I’ve seen the examples of what was happening to us; the blind belief — or it began to be blind — that the construction of socialism is basically a question of mechanisms. … I think that the construction of socialism and communism is essentially a political task and a revolutionary task, it must be fundamentally the fruit of the development of an awareness and educating people for socialism and communism. [Applause]

*   *   *

Before they talked about perestroika in the Soviet Union, we had already begun a process of rectification of errors and negative tendencies. Of course, our process couldn’t be the same as that of the Soviet Union, because we didn’t make the same mistakes they made. We made mistakes of a different kind and we had to rectify them. … In our country we didn’t have developments like those resulting from Stalinism — that never occurred — neither the abuses of power, nor the very negative, violent actions against people that took place at certain moments of history there.

We’ve never used violence against a single citizen.
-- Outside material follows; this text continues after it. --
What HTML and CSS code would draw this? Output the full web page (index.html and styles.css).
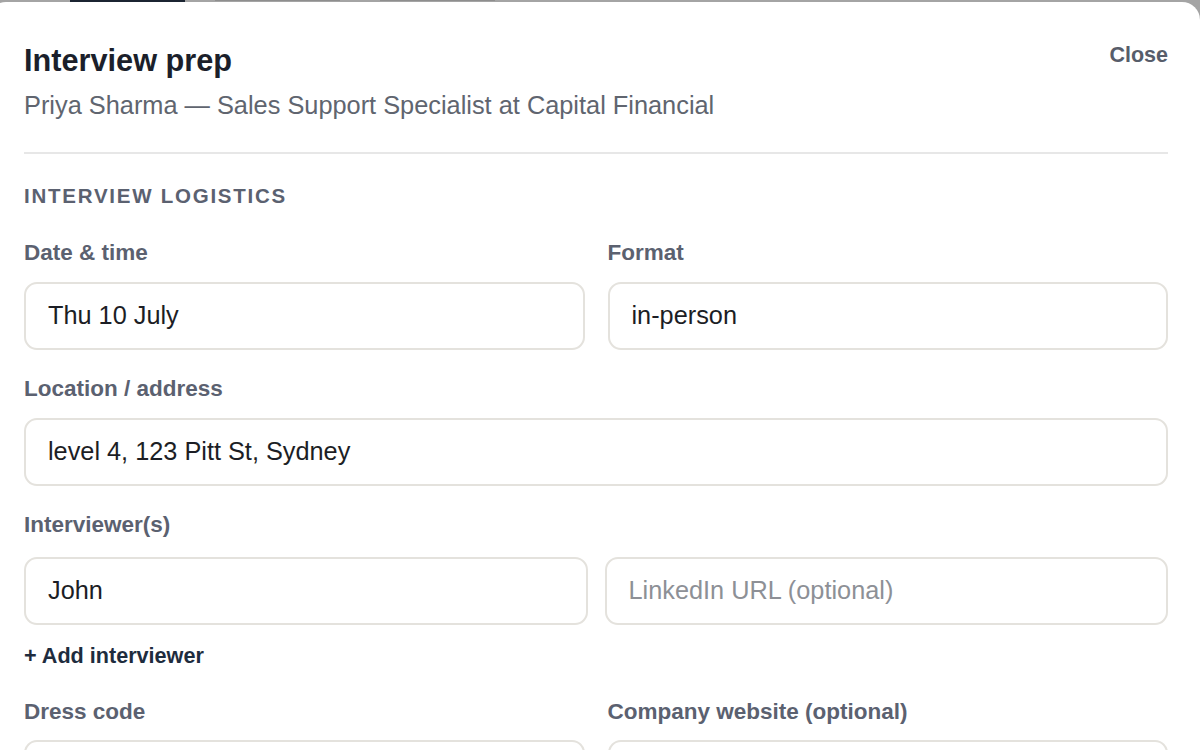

We would never stoop to doing that, because the day we did such a thing — using methods of torture and committing crimes — we’d feel outraged. … Great abuses of power took place at certain times in the USSR, and other developments that did not happen in Cuba. …
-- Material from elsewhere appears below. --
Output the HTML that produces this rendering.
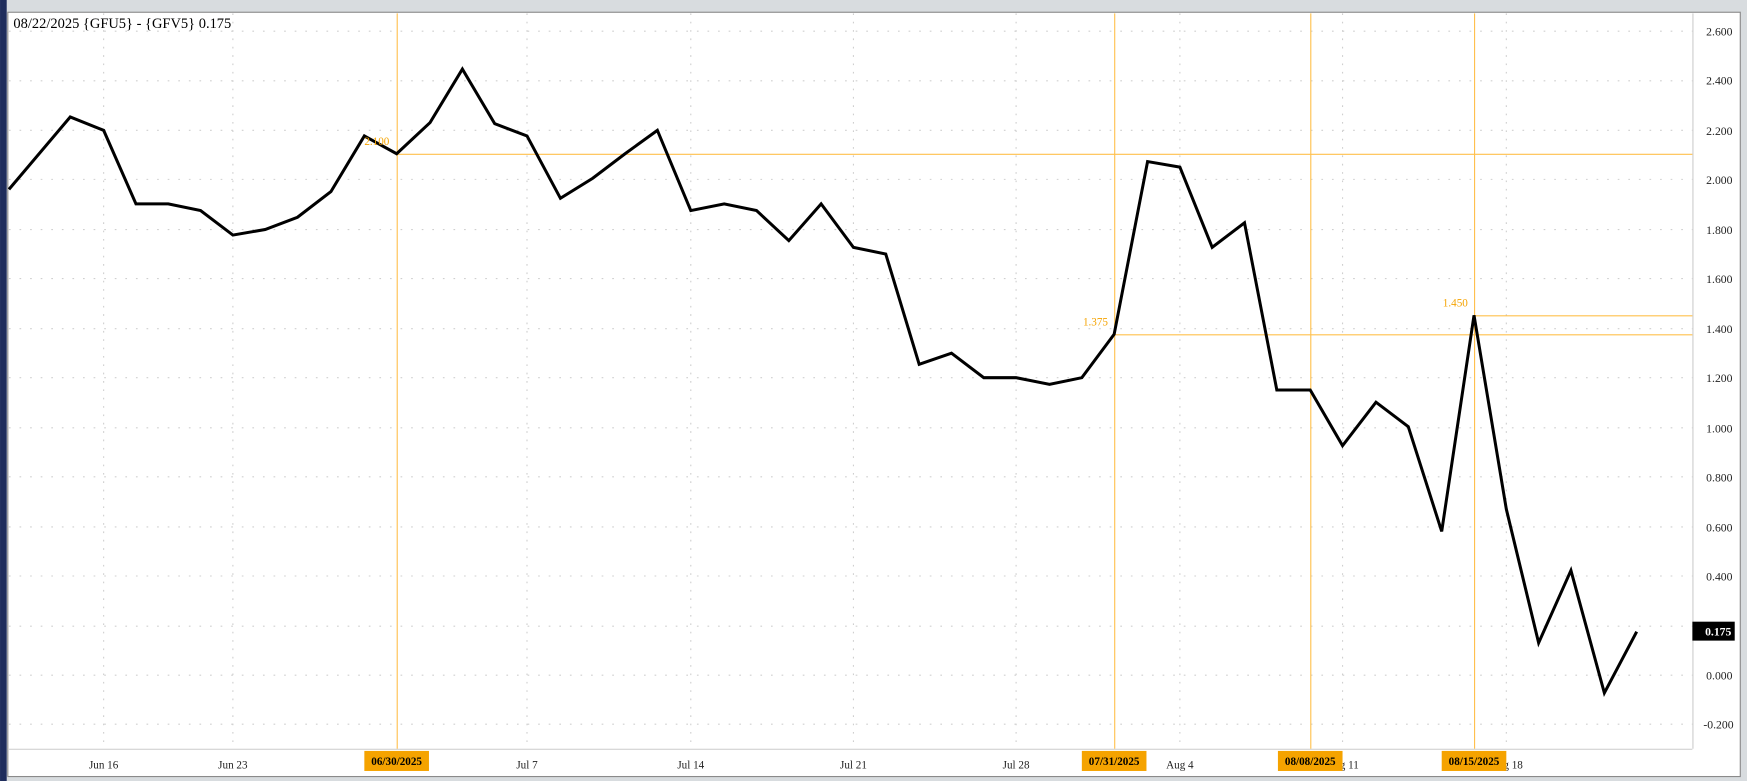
<!DOCTYPE html><html><head><style>html,body{margin:0;padding:0;background:#d8dcdf;overflow:hidden}</style></head><body>
<svg width="1747" height="781" viewBox="0 0 1568 701" xmlns="http://www.w3.org/2000/svg" style="display:block;font-family:'Liberation Serif',serif">
<rect width="1568" height="701" fill="#d8dcdf"/>
<rect x="0" y="0" width="6" height="701" fill="#1f2d5c"/>
<rect x="7" y="11" width="1555" height="686" fill="#fff" stroke="#8a8a8a" stroke-width="1"/>
<line x1="1519.5" y1="12" x2="1519.5" y2="672" stroke="#ccc"/>
<line x1="8" y1="672.5" x2="1519" y2="672.5" stroke="#ccc"/>
<g stroke="#cfcfcf" stroke-dasharray="1.5,8" stroke-width="1">
<line x1="8" y1="28" x2="1519" y2="28"/><line x1="8" y1="72.5" x2="1519" y2="72.5"/><line x1="8" y1="117" x2="1519" y2="117"/><line x1="8" y1="161" x2="1519" y2="161"/><line x1="8" y1="206" x2="1519" y2="206"/><line x1="8" y1="250" x2="1519" y2="250"/><line x1="8" y1="295" x2="1519" y2="295"/><line x1="8" y1="339" x2="1519" y2="339"/><line x1="8" y1="384" x2="1519" y2="384"/><line x1="8" y1="428" x2="1519" y2="428"/><line x1="8" y1="473" x2="1519" y2="473"/><line x1="8" y1="517" x2="1519" y2="517"/><line x1="8" y1="562" x2="1519" y2="562"/><line x1="8" y1="606" x2="1519" y2="606"/><line x1="8" y1="650" x2="1519" y2="650"/>
</g>
<g stroke="#cfcfcf" stroke-dasharray="1.5,6">
<line x1="93" y1="12" x2="93" y2="672"/><line x1="209" y1="12" x2="209" y2="672"/><line x1="473" y1="12" x2="473" y2="672"/><line x1="620" y1="12" x2="620" y2="672"/><line x1="766" y1="12" x2="766" y2="672"/><line x1="912" y1="12" x2="912" y2="672"/><line x1="1059" y1="12" x2="1059" y2="672"/><line x1="1205" y1="12" x2="1205" y2="672"/><line x1="1352" y1="12" x2="1352" y2="672"/>
</g>
<g stroke="#ffc04d" stroke-width="1">
<line x1="356.5" y1="12" x2="356.5" y2="672"/><line x1="1000.5" y1="12" x2="1000.5" y2="672"/><line x1="1176.5" y1="12" x2="1176.5" y2="672"/><line x1="1323.5" y1="12" x2="1323.5" y2="672"/>
<line x1="356" y1="138.5" x2="1519" y2="138.5"/><line x1="1000" y1="300.5" x2="1519" y2="300.5"/><line x1="1323" y1="283.5" x2="1519" y2="283.5"/>
</g>
<polyline fill="none" stroke="#000" stroke-width="2.7" stroke-linejoin="miter" points="8,170 63,105 93,117 122,183 151,183 180,189 209,211 238,206 267,195 297,172 327,122 356,138 386,110 415,62 444,111 473,122 503,178 532,160 561,138 590,117 620,189 650,183 679,189 708,216 737,183 766,222 795,228 825,327 854,317 883,339 912,339 942,345 971,339 1000,300 1030,145 1059,150 1088,222 1117,200 1146,350 1176,350 1205,400 1235,361 1264,383 1294,477 1323,283 1352,457 1381,577 1410,512 1440,622 1469,567"/>
<g fill="#f5a300" font-size="10"><text x="327" y="130">2.100</text><text x="972" y="292">1.375</text><text x="1295" y="275">1.450</text></g>
<text x="12" y="25" font-size="13" fill="#000">08/22/2025 {GFU5} - {GFV5} 0.175</text>
<g font-size="10.5" fill="#222" text-anchor="end">
<text x="1555" y="32">2.600</text><text x="1555" y="76">2.400</text><text x="1555" y="121">2.200</text><text x="1555" y="165">2.000</text><text x="1555" y="210">1.800</text><text x="1555" y="254">1.600</text><text x="1555" y="299">1.400</text><text x="1555" y="343">1.200</text><text x="1555" y="388">1.000</text><text x="1555" y="432">0.800</text><text x="1555" y="477">0.600</text><text x="1555" y="521">0.400</text><text x="1555" y="610">0.000</text><text x="1556" y="654">-0.200</text>
</g>
<rect x="1519" y="558" width="38" height="17" fill="#000"/>
<text x="1554" y="570.5" font-size="10.5" fill="#fff" font-weight="bold" text-anchor="end">0.175</text>
<g font-size="10" fill="#222" text-anchor="middle">
<text x="93" y="690">Jun 16</text><text x="209" y="690">Jun 23</text><text x="473" y="690">Jul 7</text><text x="620" y="690">Jul 14</text><text x="766" y="690">Jul 21</text><text x="912" y="690">Jul 28</text><text x="1059" y="690">Aug 4</text><text x="1205" y="690">Aug 11</text><text x="1352" y="690">Aug 18</text>
</g>
<g fill="#f5a300"><rect x="327" y="674" width="58" height="18"/><rect x="971" y="674" width="58" height="18"/><rect x="1147" y="674" width="58" height="18"/><rect x="1294" y="674" width="58" height="18"/></g>
<g font-size="10" font-weight="bold" fill="#000" text-anchor="middle"><text x="356" y="686.5">06/30/2025</text><text x="1000" y="686.5">07/31/2025</text><text x="1176" y="686.5">08/08/2025</text><text x="1323" y="686.5">08/15/2025</text></g>
</svg>
</body></html>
Certain other things happened here [in Cuba]. One was that, despite the uniqueness that has always characterized our revolution, there were some things we copied from them. One of the things we’ve addressed through our process of rectification are methods we copied from them that did not produce good results in our country. … We are correcting errors; we really don’t like to use capitalist categories in constructing socialism while they, on the other hand, are increasingly introducing capitalist categories. … We’ve also been careful to avoid as much as possible privileges among our leaders, officials, cadres. We struggle against that, but above all, we’ve made a big effort to maintain the unity between our party and our people, between the revolution and the people. Because what happened in several of these countries was a divorce between the party and the people, between the government and the people. If we made such errors we wouldn’t last a moment in face of the United States, a powerful country that blockades us, pressures us, harasses us, wants to destroy us. Without a united, organized, and armed people to defend the revolution, we wouldn’t be able to exist next to the United States. So reality shows that we haven’t made those types of errors. …
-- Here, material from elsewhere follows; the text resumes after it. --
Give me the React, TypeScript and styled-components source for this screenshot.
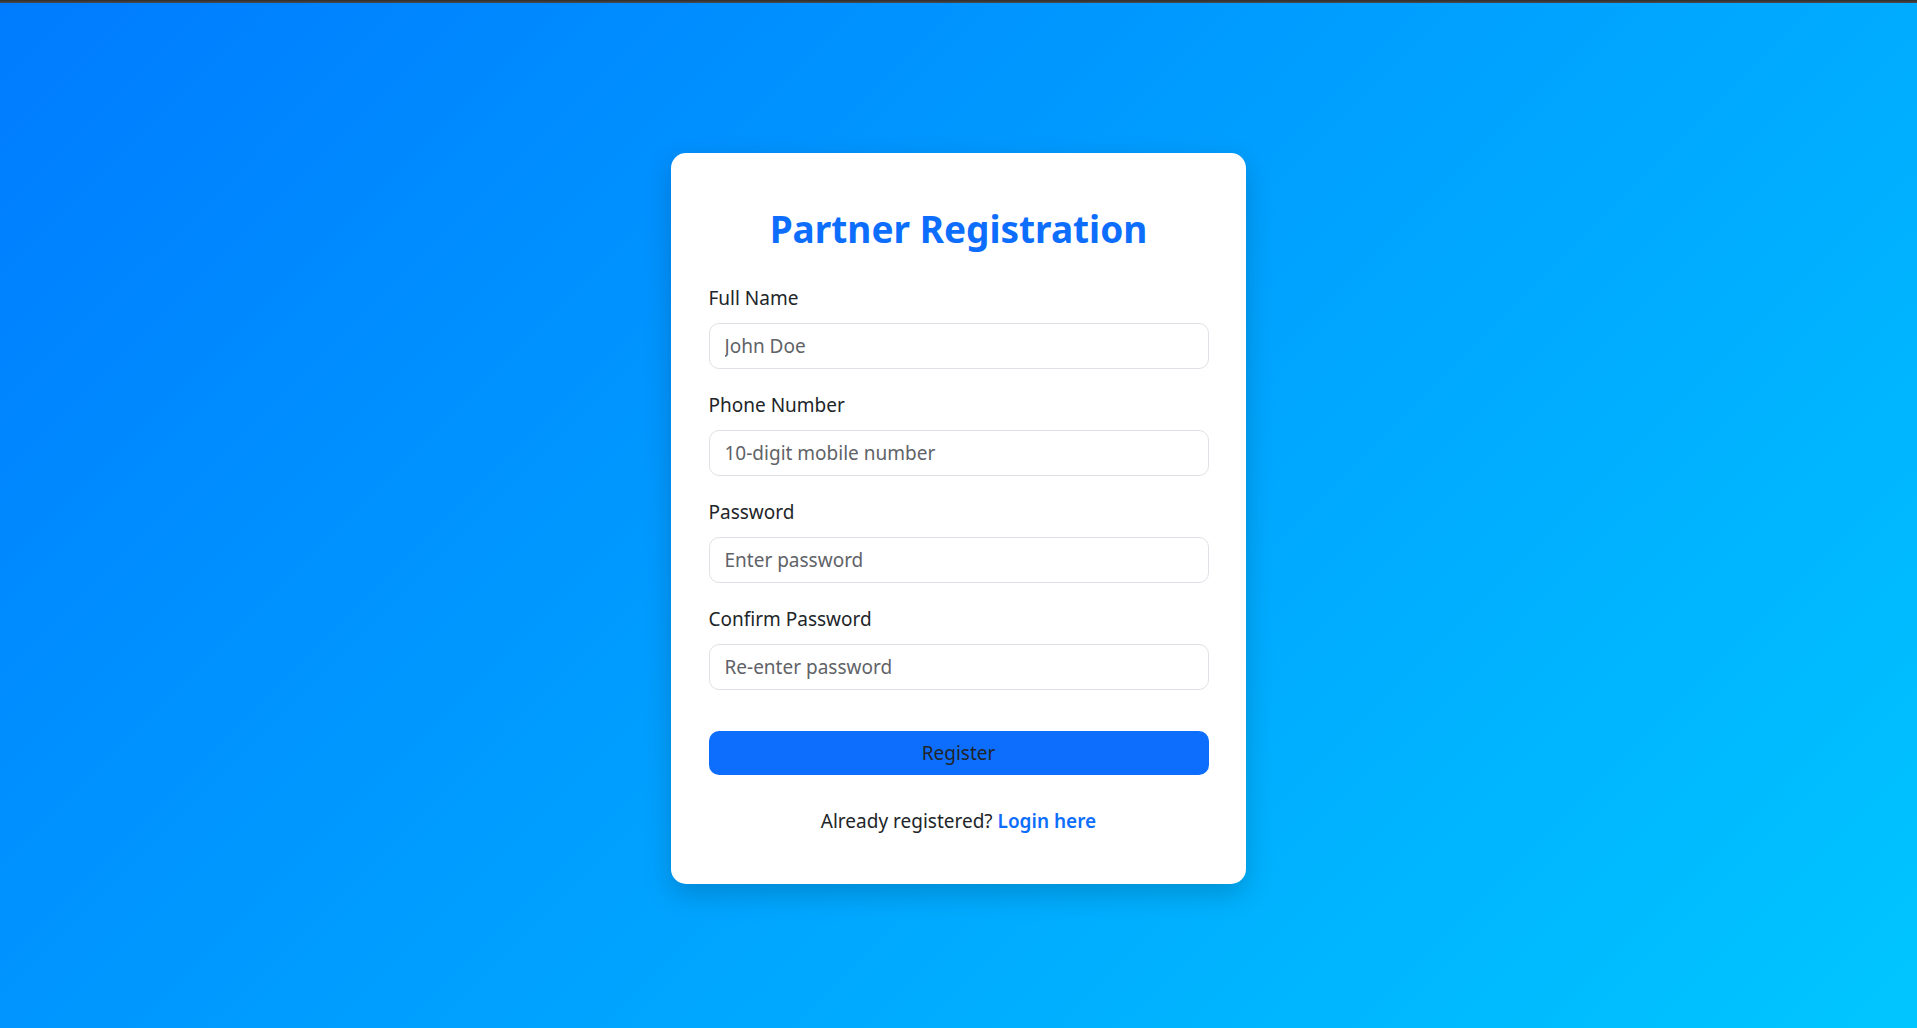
import React from "react";
import styled, { createGlobalStyle } from "styled-components";

const GlobalStyle = createGlobalStyle`
  * { box-sizing: border-box; }
  html, body { margin: 0; padding: 0; }
  body {
    font-family: "Noto Sans", "Open Sans", sans-serif;
    color: #212529;
    background: linear-gradient(135deg, #007bff 0%, #00c6ff 100%);
    min-height: 100vh;
  }
`;

const TopBar = styled.div`
  height: 3px;
  background: linear-gradient(180deg, #2e2e2e, #4a4a4a);
`;

const Page = styled.main`
  min-height: 1025px;
  display: flex;
  justify-content: center;
  align-items: flex-start;
  padding-top: 150px;
`;

const Card = styled.section`
  width: 575px;
  background: #ffffff;
  border-radius: 15px;
  padding: 52px 37.5px 48px;
  box-shadow: 0 10px 28px rgba(0, 0, 0, 0.18);
  display: flex;
  flex-direction: column;
`;

const Title = styled.h2`
  margin: 0 0 30px;
  text-align: center;
  color: #0d6efd;
  font-size: 37px;
  line-height: 48px;
  font-weight: 700;
`;

const Field = styled.div`
  display: flex;
  flex-direction: column;
  margin-bottom: 21px;
`;

const Label = styled.label`
  font-size: 19px;
  line-height: 30px;
  margin-bottom: 10px;
  color: #212529;
`;

const Input = styled.input`
  height: 46px;
  width: 100%;
  border: 1px solid #dee2e6;
  border-radius: 10px;
  padding: 0 15px;
  font-family: inherit;
  font-size: 19px;
  line-height: 30px;
  color: #212529;
  background: #fff;
  outline: none;
  &::placeholder {
    color: #5f6368;
    opacity: 1;
  }
`;

const Button = styled.button`
  margin-top: 20px;
  height: 44px;
  width: 100%;
  border: none;
  border-radius: 10px;
  background: #0d6efd;
  color: #212529;
  font-family: inherit;
  font-size: 19px;
  line-height: 30px;
  cursor: pointer;
`;

const Footer = styled.p`
  margin: 31px 0 0;
  text-align: center;
  font-size: 19px;
  line-height: 30px;
  color: #212529;
`;

const LoginLink = styled.a`
  color: #0d6efd;
  font-weight: 600;
  text-decoration: none;
`;

const fields = [
  { id: "fullName", label: "Full Name", type: "text", placeholder: "John Doe" },
  { id: "phone", label: "Phone Number", type: "tel", placeholder: "10-digit mobile number" },
  { id: "password", label: "Password", type: "password", placeholder: "Enter password" },
  { id: "confirm", label: "Confirm Password", type: "password", placeholder: "Re-enter password" },
];

export default function App() {
  return (
    <>
      <GlobalStyle />
      <TopBar />
      <Page>
        <Card>
          <Title>Partner Registration</Title>
          {fields.map((f) => (
            <Field key={f.id}>
              <Label htmlFor={f.id}>{f.label}</Label>
              <Input id={f.id} type={f.type} placeholder={f.placeholder} />
            </Field>
          ))}
          <Button type="button">Register</Button>
          <Footer>
            Already registered? <LoginLink href="#">Login here</LoginLink>
          </Footer>
        </Card>
      </Page>
    </>
  );
}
Does it seem like the easiest thing in the world to make a revolution 90 miles away from the United States and resist for over 30 years the imperialist blockade, the hostility, the slander, the war against us, the permanent threats, which have forced us to invest so many resources and so much energy, and make so many sacrifices? Who was going to save socialism in Cuba, the Soviet tanks? The Soviets were over there, far away from us, they couldn’t have arrived in Cuba in time. The tanks that can come rapidly to Cuba are the U.S. tanks, do you understand? That actually helped us a lot.

Instead of saying, what a misfortune it is living so close to the United States, I can say, what a good fortune to have lived so far away from the borders of the Soviet Union. It never occurred to us to trust that the Soviets would come to save our revolution, had we divorced ourselves from the masses and the people and started to make all sorts of mistakes. [W]hat good fortune that was, because any revolution that is unable to defend itself is a revolution not worth saving. What good is any revolution that must depend on others to save it?

*   *   *

We never experienced Stalinist phenomena in Cuba. There was no purge in Cuba. We did not have one single political prisoner, disappeared or tortured person. We did not conduct a forceful collectivization of agriculture as was the case in Eastern Europe. People used to criticize us, saying we were a satellite of the USSR. Now we are criticized for not doing what the Soviets are doing. … To explain all this, it is necessary to go back to Che Guevara’s times. Che Guevara used to say that socialism cannot be built based on capitalistic ideas such as benefit and profit. Che was a prophet who saw all things very clearly.